## AIM
Give an exact transcription of every line, dropping the images.

## DATA
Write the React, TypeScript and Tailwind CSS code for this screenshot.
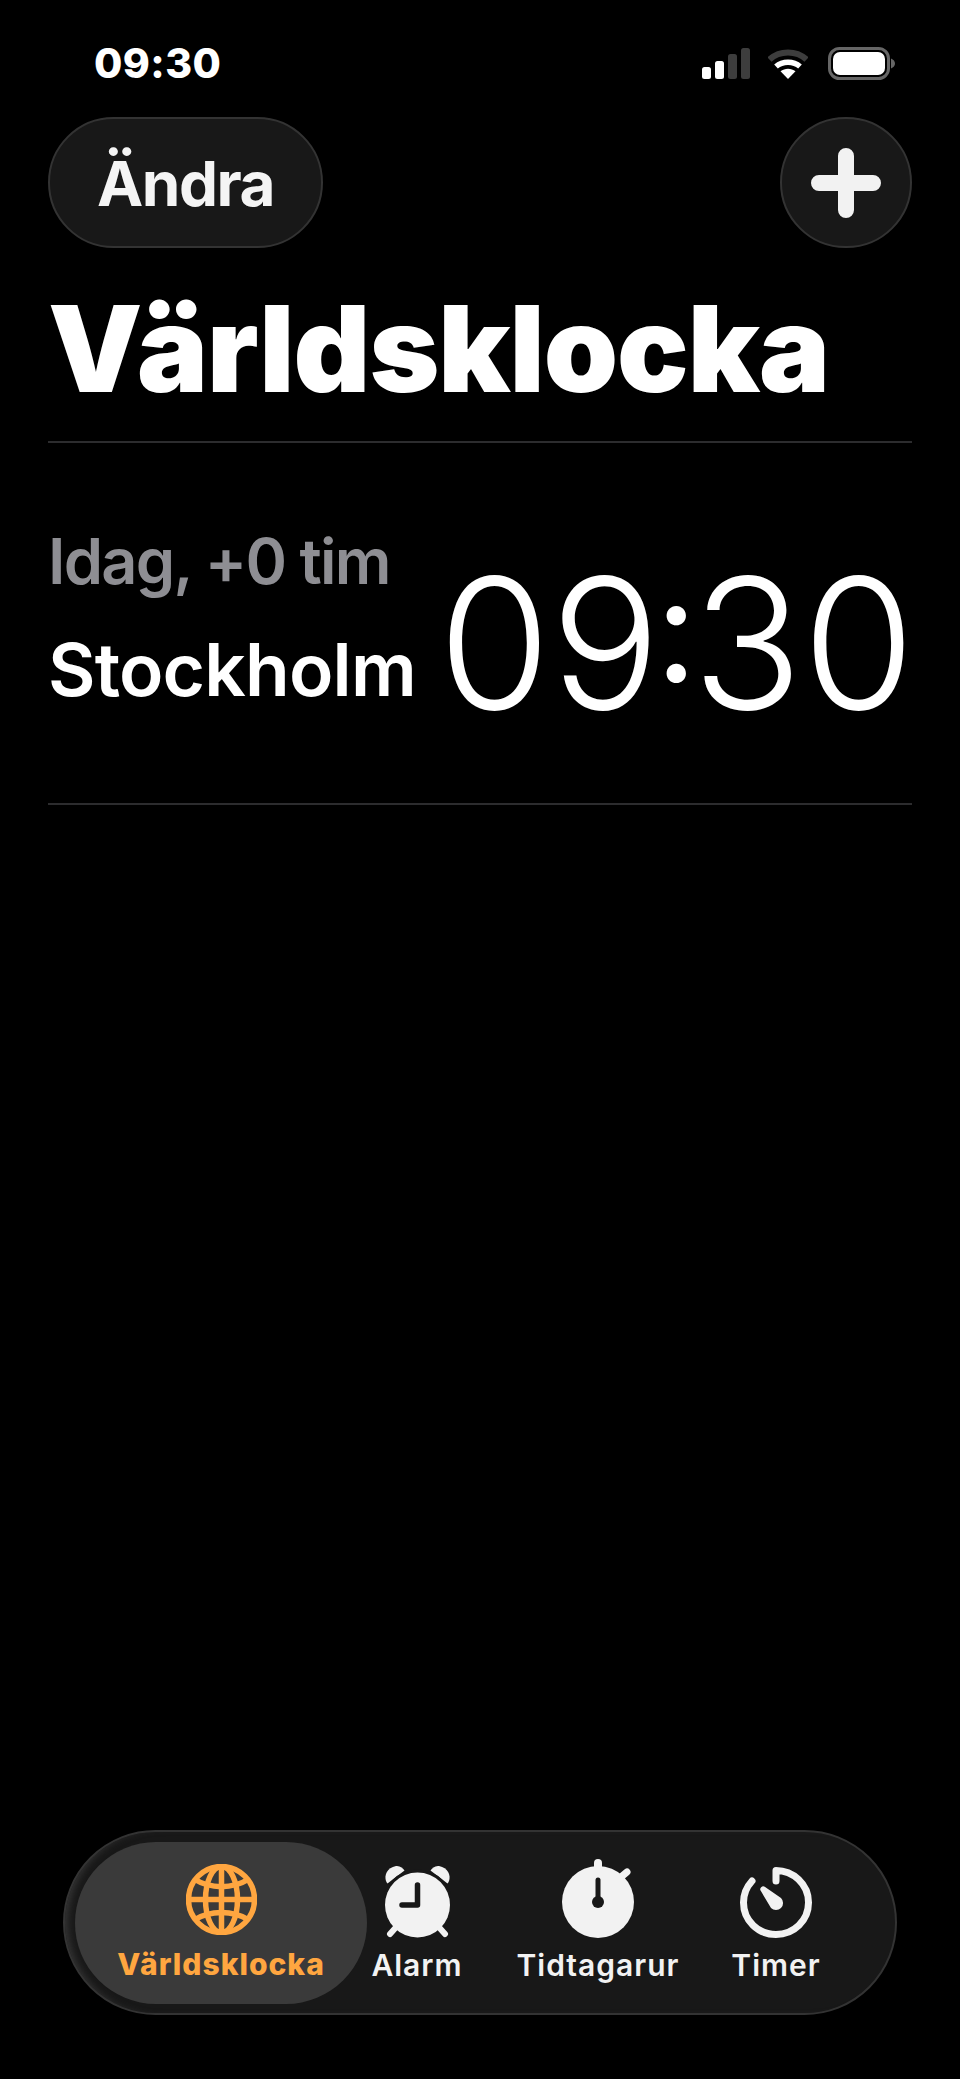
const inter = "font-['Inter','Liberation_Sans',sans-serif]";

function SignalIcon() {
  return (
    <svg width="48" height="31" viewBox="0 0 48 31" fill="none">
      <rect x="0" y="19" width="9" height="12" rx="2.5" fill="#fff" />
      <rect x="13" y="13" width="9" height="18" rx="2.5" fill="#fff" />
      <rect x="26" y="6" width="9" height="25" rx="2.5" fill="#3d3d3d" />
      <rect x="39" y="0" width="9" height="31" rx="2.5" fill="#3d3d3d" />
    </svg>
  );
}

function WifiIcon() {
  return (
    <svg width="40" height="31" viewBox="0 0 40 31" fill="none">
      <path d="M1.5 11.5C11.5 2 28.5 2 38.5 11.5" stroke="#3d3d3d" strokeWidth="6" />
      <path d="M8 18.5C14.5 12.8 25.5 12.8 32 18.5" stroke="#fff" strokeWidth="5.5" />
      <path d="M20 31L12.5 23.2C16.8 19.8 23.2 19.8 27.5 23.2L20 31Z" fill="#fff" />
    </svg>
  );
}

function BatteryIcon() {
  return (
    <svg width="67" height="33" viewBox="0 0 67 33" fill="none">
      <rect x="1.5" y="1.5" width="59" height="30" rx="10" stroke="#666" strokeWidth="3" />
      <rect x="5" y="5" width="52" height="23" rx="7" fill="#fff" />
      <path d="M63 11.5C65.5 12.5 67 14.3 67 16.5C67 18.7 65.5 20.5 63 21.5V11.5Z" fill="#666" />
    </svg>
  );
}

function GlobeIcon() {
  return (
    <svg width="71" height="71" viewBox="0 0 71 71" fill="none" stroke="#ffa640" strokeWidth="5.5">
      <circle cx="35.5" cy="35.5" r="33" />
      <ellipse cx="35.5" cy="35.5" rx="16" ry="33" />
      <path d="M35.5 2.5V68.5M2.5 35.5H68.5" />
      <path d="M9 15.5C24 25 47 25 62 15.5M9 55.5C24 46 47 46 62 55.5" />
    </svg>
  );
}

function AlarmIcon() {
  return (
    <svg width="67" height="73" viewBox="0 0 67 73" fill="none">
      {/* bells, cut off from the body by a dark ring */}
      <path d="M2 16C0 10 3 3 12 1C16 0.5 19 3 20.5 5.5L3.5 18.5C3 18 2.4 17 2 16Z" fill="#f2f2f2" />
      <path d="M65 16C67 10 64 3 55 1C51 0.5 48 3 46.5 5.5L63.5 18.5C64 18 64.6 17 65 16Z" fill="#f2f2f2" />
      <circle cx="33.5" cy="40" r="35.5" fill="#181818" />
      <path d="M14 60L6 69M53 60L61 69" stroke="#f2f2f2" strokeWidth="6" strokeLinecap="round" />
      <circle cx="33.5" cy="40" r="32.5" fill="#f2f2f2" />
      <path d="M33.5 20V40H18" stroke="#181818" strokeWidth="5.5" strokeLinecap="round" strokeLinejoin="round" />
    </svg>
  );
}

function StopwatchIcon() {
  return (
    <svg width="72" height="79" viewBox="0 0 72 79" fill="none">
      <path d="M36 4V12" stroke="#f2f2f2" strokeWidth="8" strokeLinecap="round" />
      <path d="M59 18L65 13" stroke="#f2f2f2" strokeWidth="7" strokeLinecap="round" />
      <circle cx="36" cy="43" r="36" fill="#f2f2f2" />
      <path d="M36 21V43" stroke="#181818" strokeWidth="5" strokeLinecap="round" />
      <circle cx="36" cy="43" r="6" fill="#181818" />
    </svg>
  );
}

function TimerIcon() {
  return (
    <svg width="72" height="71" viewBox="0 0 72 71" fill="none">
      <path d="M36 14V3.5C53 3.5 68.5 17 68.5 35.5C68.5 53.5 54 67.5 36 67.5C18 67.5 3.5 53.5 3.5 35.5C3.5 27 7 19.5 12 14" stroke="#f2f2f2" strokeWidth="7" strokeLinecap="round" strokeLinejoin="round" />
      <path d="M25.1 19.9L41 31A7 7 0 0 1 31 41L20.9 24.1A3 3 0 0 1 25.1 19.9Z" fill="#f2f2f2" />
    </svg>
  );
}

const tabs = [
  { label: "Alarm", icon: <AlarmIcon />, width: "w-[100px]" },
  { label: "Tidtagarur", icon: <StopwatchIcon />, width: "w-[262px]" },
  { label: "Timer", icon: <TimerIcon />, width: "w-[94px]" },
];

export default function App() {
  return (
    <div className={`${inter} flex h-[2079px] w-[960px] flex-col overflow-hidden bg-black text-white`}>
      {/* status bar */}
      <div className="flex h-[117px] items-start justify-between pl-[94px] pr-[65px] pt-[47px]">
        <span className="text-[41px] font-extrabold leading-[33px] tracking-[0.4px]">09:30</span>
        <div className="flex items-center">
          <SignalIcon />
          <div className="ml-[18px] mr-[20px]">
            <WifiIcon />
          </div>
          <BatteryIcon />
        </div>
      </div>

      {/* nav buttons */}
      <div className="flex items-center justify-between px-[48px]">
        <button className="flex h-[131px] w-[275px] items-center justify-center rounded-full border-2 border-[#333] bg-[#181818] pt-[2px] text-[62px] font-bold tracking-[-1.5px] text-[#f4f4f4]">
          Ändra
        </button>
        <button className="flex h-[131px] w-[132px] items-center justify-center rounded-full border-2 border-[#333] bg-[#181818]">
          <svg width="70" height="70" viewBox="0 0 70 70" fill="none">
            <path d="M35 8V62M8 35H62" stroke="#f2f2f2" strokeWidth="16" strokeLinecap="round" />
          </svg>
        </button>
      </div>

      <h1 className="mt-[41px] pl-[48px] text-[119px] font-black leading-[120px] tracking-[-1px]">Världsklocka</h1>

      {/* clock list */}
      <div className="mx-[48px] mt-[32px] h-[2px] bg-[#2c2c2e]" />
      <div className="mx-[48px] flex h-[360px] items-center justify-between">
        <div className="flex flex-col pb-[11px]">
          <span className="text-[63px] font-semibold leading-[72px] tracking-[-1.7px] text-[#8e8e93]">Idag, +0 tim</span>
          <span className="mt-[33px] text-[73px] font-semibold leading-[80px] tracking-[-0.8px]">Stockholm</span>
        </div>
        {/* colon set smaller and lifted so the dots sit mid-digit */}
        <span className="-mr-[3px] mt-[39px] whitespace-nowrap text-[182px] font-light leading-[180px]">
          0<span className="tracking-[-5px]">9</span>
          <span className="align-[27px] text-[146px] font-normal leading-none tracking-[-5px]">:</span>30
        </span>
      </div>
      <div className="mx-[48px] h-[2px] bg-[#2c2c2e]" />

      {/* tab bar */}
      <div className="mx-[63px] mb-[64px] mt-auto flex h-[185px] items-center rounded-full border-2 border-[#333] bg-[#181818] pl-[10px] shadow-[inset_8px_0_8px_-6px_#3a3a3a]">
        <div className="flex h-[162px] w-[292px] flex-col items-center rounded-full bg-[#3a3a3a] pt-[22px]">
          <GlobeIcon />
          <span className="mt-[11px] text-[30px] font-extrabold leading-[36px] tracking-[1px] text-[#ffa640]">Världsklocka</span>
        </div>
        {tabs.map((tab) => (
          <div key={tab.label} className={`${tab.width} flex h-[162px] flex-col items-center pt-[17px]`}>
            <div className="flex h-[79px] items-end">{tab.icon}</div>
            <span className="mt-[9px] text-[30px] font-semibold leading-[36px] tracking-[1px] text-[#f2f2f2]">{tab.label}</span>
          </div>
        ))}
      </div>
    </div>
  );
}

## REPLY TO THE EXERCISE
Write the React, TypeScript and Tailwind CSS code for this screenshot.
const inter = "font-['Inter','Liberation_Sans',sans-serif]";

function SignalIcon() {
  return (
    <svg width="48" height="31" viewBox="0 0 48 31" fill="none">
      <rect x="0" y="19" width="9" height="12" rx="2.5" fill="#fff" />
      <rect x="13" y="13" width="9" height="18" rx="2.5" fill="#fff" />
      <rect x="26" y="6" width="9" height="25" rx="2.5" fill="#3d3d3d" />
      <rect x="39" y="0" width="9" height="31" rx="2.5" fill="#3d3d3d" />
    </svg>
  );
}

function WifiIcon() {
  return (
    <svg width="40" height="31" viewBox="0 0 40 31" fill="none">
      <path d="M1.5 11.5C11.5 2 28.5 2 38.5 11.5" stroke="#3d3d3d" strokeWidth="6" />
      <path d="M8 18.5C14.5 12.8 25.5 12.8 32 18.5" stroke="#fff" strokeWidth="5.5" />
      <path d="M20 31L12.5 23.2C16.8 19.8 23.2 19.8 27.5 23.2L20 31Z" fill="#fff" />
    </svg>
  );
}

function BatteryIcon() {
  return (
    <svg width="67" height="33" viewBox="0 0 67 33" fill="none">
      <rect x="1.5" y="1.5" width="59" height="30" rx="10" stroke="#666" strokeWidth="3" />
      <rect x="5" y="5" width="52" height="23" rx="7" fill="#fff" />
      <path d="M63 11.5C65.5 12.5 67 14.3 67 16.5C67 18.7 65.5 20.5 63 21.5V11.5Z" fill="#666" />
    </svg>
  );
}

function GlobeIcon() {
  return (
    <svg width="71" height="71" viewBox="0 0 71 71" fill="none" stroke="#ffa640" strokeWidth="5.5">
      <circle cx="35.5" cy="35.5" r="33" />
      <ellipse cx="35.5" cy="35.5" rx="16" ry="33" />
      <path d="M35.5 2.5V68.5M2.5 35.5H68.5" />
      <path d="M9 15.5C24 25 47 25 62 15.5M9 55.5C24 46 47 46 62 55.5" />
    </svg>
  );
}

function AlarmIcon() {
  return (
    <svg width="67" height="73" viewBox="0 0 67 73" fill="none">
      {/* bells, cut off from the body by a dark ring */}
      <path d="M2 16C0 10 3 3 12 1C16 0.5 19 3 20.5 5.5L3.5 18.5C3 18 2.4 17 2 16Z" fill="#f2f2f2" />
      <path d="M65 16C67 10 64 3 55 1C51 0.5 48 3 46.5 5.5L63.5 18.5C64 18 64.6 17 65 16Z" fill="#f2f2f2" />
      <circle cx="33.5" cy="40" r="35.5" fill="#181818" />
      <path d="M14 60L6 69M53 60L61 69" stroke="#f2f2f2" strokeWidth="6" strokeLinecap="round" />
      <circle cx="33.5" cy="40" r="32.5" fill="#f2f2f2" />
      <path d="M33.5 20V40H18" stroke="#181818" strokeWidth="5.5" strokeLinecap="round" strokeLinejoin="round" />
    </svg>
  );
}

function StopwatchIcon() {
  return (
    <svg width="72" height="79" viewBox="0 0 72 79" fill="none">
      <path d="M36 4V12" stroke="#f2f2f2" strokeWidth="8" strokeLinecap="round" />
      <path d="M59 18L65 13" stroke="#f2f2f2" strokeWidth="7" strokeLinecap="round" />
      <circle cx="36" cy="43" r="36" fill="#f2f2f2" />
      <path d="M36 21V43" stroke="#181818" strokeWidth="5" strokeLinecap="round" />
      <circle cx="36" cy="43" r="6" fill="#181818" />
    </svg>
  );
}

function TimerIcon() {
  return (
    <svg width="72" height="71" viewBox="0 0 72 71" fill="none">
      <path d="M36 14V3.5C53 3.5 68.5 17 68.5 35.5C68.5 53.5 54 67.5 36 67.5C18 67.5 3.5 53.5 3.5 35.5C3.5 27 7 19.5 12 14" stroke="#f2f2f2" strokeWidth="7" strokeLinecap="round" strokeLinejoin="round" />
      <path d="M25.1 19.9L41 31A7 7 0 0 1 31 41L20.9 24.1A3 3 0 0 1 25.1 19.9Z" fill="#f2f2f2" />
    </svg>
  );
}

const tabs = [
  { label: "Alarm", icon: <AlarmIcon />, width: "w-[100px]" },
  { label: "Tidtagarur", icon: <StopwatchIcon />, width: "w-[262px]" },
  { label: "Timer", icon: <TimerIcon />, width: "w-[94px]" },
];

export default function App() {
  return (
    <div className={`${inter} flex h-[2079px] w-[960px] flex-col overflow-hidden bg-black text-white`}>
      {/* status bar */}
      <div className="flex h-[117px] items-start justify-between pl-[94px] pr-[65px] pt-[47px]">
        <span className="text-[41px] font-extrabold leading-[33px] tracking-[0.4px]">09:30</span>
        <div className="flex items-center">
          <SignalIcon />
          <div className="ml-[18px] mr-[20px]">
            <WifiIcon />
          </div>
          <BatteryIcon />
        </div>
      </div>

      {/* nav buttons */}
      <div className="flex items-center justify-between px-[48px]">
        <button className="flex h-[131px] w-[275px] items-center justify-center rounded-full border-2 border-[#333] bg-[#181818] pt-[2px] text-[62px] font-bold tracking-[-1.5px] text-[#f4f4f4]">
          Ändra
        </button>
        <button className="flex h-[131px] w-[132px] items-center justify-center rounded-full border-2 border-[#333] bg-[#181818]">
          <svg width="70" height="70" viewBox="0 0 70 70" fill="none">
            <path d="M35 8V62M8 35H62" stroke="#f2f2f2" strokeWidth="16" strokeLinecap="round" />
          </svg>
        </button>
      </div>

      <h1 className="mt-[41px] pl-[48px] text-[119px] font-black leading-[120px] tracking-[-1px]">Världsklocka</h1>

      {/* clock list */}
      <div className="mx-[48px] mt-[32px] h-[2px] bg-[#2c2c2e]" />
      <div className="mx-[48px] flex h-[360px] items-center justify-between">
        <div className="flex flex-col pb-[11px]">
          <span className="text-[63px] font-semibold leading-[72px] tracking-[-1.7px] text-[#8e8e93]">Idag, +0 tim</span>
          <span className="mt-[33px] text-[73px] font-semibold leading-[80px] tracking-[-0.8px]">Stockholm</span>
        </div>
        {/* colon set smaller and lifted so the dots sit mid-digit */}
        <span className="-mr-[3px] mt-[39px] whitespace-nowrap text-[182px] font-light leading-[180px]">
          0<span className="tracking-[-5px]">9</span>
          <span className="align-[27px] text-[146px] font-normal leading-none tracking-[-5px]">:</span>30
        </span>
      </div>
      <div className="mx-[48px] h-[2px] bg-[#2c2c2e]" />

      {/* tab bar */}
      <div className="mx-[63px] mb-[64px] mt-auto flex h-[185px] items-center rounded-full border-2 border-[#333] bg-[#181818] pl-[10px] shadow-[inset_8px_0_8px_-6px_#3a3a3a]">
        <div className="flex h-[162px] w-[292px] flex-col items-center rounded-full bg-[#3a3a3a] pt-[22px]">
          <GlobeIcon />
          <span className="mt-[11px] text-[30px] font-extrabold leading-[36px] tracking-[1px] text-[#ffa640]">Världsklocka</span>
        </div>
        {tabs.map((tab) => (
          <div key={tab.label} className={`${tab.width} flex h-[162px] flex-col items-center pt-[17px]`}>
            <div className="flex h-[79px] items-end">{tab.icon}</div>
            <span className="mt-[9px] text-[30px] font-semibold leading-[36px] tracking-[1px] text-[#f2f2f2]">{tab.label}</span>
          </div>
        ))}
      </div>
    </div>
  );
}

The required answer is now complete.